In response to this need, a research team led by Dr Ren Kangning, Associate Professor of the Department of Chemistry at HKBU designed a fully automatic, microscope-free AST system. It comprises two main parts: a cell culture zone and a “barcode” cell sensor. The cell culture zone consists of a set of micro-channels filled with fluids that contain cell culture media as well as different concentrations of the antibiotic. The “barcode” cell sensor contains an array of “adaptive linear filters” arranged in parallel that resembles a “barcode” structure. Users can finish the onsite screening within three hours by scanning the “barcode” with a mobile app developed by the researchers, and it will indicate whether any drug-resistant pathogenic bacteria is present in the sample.

Quantity of bacteria represented by bar length

When conducting AST with the system, bacterial samples will be injected into and incubated in the cell culture zone. Bacteria in the test sample inside the micro-channels show different proliferation rates depending on different concentrations of the antibiotic.

After completion of the culture period, the bacterial cells will flow through the “adaptive linear filters”. The cells will not accumulate around the nanopores on the sidewalls of the micro-channels, instead they will be driven down by the fluid and be collected from the end of the micro-channels. The accumulated cells will then form visible vertical bars, the lengths of which are proportional to the quantity of bacteria cells cultured under the different concentrations of the antibiotic.

A cell phone equipped with a macro-lens can then be used to photograph the “barcode” created by the AST. The image will be analysed automatically by the mobile app.

Results consistent with conventional AST

After the culture period, if all the “bars” of the cell sensor have similar lengths, it means the tested antibiotic cannot inhibit the growth of the bacteria, and thus the bacterial sample is resistant to the tested antibiotic. If the length of the “bars” is in general inversely proportional to the concentration of the antibiotic in the micro-channels, it shows that the tested antibiotic is generally effective at prohibiting the growth of the bacteria, and thus the bacteria is not drug-resistant. When two adjacent “bars” show a sharp difference in terms of length, it indicates that the antimicrobial effect of the antibiotic leaps when its concentration reaches a particular level.

The research team tested E. coli and S. aureus with the “barcode” cell sensor and the results were consistent with those of the conventional AST. The test can be completed in three hours, which is much faster than the conventional AST. Microfluidic approaches developed by other researchers can also attain comparable speed, but they rely on expensive instruments for analysis in general.

Potential for use in resource-limited regions

“Our ‘barcode’ testing system is a promising new tool in the fight against antimicrobial resistance. We hope that it will benefit the routine screening of drug-resistant bacteria in the food industry, public areas and healthcare facilities as it does not require advanced clinical facilities or professional testing skills,” said Dr Ren.

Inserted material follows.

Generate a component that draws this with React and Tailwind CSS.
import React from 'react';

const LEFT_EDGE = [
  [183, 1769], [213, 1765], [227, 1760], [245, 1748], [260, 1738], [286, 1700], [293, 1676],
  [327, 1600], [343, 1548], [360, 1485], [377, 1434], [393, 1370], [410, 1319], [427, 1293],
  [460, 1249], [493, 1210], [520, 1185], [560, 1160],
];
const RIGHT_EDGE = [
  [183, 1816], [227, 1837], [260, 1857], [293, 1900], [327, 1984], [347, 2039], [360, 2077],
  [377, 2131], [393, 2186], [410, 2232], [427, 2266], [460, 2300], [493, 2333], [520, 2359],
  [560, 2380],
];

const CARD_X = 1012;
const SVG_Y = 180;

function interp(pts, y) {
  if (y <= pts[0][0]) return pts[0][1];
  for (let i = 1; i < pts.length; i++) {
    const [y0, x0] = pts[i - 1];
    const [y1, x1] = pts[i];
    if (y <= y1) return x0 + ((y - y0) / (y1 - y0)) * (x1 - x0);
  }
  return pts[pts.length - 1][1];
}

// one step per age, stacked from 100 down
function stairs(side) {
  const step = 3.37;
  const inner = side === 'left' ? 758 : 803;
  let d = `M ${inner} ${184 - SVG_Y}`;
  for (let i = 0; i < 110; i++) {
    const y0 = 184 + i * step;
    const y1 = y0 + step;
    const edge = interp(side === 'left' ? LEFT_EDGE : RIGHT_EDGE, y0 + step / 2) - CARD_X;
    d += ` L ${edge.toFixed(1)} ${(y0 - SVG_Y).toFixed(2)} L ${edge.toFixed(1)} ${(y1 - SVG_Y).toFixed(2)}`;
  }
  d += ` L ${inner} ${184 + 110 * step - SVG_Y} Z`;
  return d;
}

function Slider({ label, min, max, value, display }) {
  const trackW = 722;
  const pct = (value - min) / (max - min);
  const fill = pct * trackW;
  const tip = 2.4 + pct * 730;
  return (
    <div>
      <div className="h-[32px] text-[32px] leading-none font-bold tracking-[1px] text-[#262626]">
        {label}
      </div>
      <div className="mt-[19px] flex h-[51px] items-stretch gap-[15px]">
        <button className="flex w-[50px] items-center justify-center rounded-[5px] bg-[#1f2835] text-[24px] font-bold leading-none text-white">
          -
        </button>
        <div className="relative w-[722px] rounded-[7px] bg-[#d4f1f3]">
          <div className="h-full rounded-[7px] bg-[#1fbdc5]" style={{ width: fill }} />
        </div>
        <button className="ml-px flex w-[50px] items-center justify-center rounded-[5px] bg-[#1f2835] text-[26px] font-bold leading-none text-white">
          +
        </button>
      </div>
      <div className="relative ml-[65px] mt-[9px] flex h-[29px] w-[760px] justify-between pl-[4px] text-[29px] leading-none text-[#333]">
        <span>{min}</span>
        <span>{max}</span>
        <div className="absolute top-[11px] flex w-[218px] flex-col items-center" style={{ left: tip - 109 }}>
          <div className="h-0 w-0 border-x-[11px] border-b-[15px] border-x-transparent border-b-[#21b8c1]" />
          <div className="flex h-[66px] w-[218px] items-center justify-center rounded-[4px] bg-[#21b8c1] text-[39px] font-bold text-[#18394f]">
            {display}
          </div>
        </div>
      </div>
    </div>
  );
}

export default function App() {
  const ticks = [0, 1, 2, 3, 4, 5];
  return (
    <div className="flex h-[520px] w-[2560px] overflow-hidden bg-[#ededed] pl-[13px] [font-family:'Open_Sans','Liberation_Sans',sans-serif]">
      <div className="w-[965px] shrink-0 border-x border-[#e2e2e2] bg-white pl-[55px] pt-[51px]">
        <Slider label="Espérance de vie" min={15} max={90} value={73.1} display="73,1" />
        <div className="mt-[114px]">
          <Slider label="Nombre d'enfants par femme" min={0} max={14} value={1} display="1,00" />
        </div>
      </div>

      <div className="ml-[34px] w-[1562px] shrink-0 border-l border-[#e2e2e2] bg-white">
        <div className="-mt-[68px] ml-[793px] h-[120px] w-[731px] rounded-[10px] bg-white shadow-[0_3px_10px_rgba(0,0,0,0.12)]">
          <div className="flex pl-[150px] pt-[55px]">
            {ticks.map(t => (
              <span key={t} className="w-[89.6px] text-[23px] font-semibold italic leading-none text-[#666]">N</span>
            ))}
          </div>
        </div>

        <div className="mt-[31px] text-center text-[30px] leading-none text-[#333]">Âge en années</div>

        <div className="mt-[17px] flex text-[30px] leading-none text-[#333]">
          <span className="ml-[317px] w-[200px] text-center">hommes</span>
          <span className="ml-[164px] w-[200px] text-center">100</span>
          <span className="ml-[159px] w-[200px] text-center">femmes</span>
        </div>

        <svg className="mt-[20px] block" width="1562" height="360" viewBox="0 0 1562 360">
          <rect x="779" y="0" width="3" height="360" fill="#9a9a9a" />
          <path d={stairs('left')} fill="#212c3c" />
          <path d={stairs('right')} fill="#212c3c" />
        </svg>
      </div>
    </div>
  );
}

The “barcode” cell sensor has a low production cost, and it is estimated to be below one US dollar per piece. The research team has filed a patent application for the “barcode” cell sensor. “We plan to develop our invention into a portable AST instrument, and ultimately, we hope it can be used in resource-limited regions,” Dr Ren added.

Apart from researchers from HKBU’s Department of Chemistry, the research team of the “barcode” cell sensor also included scientists from the Department of Computer Science at HKBU and the School of Medicine at Stanford University.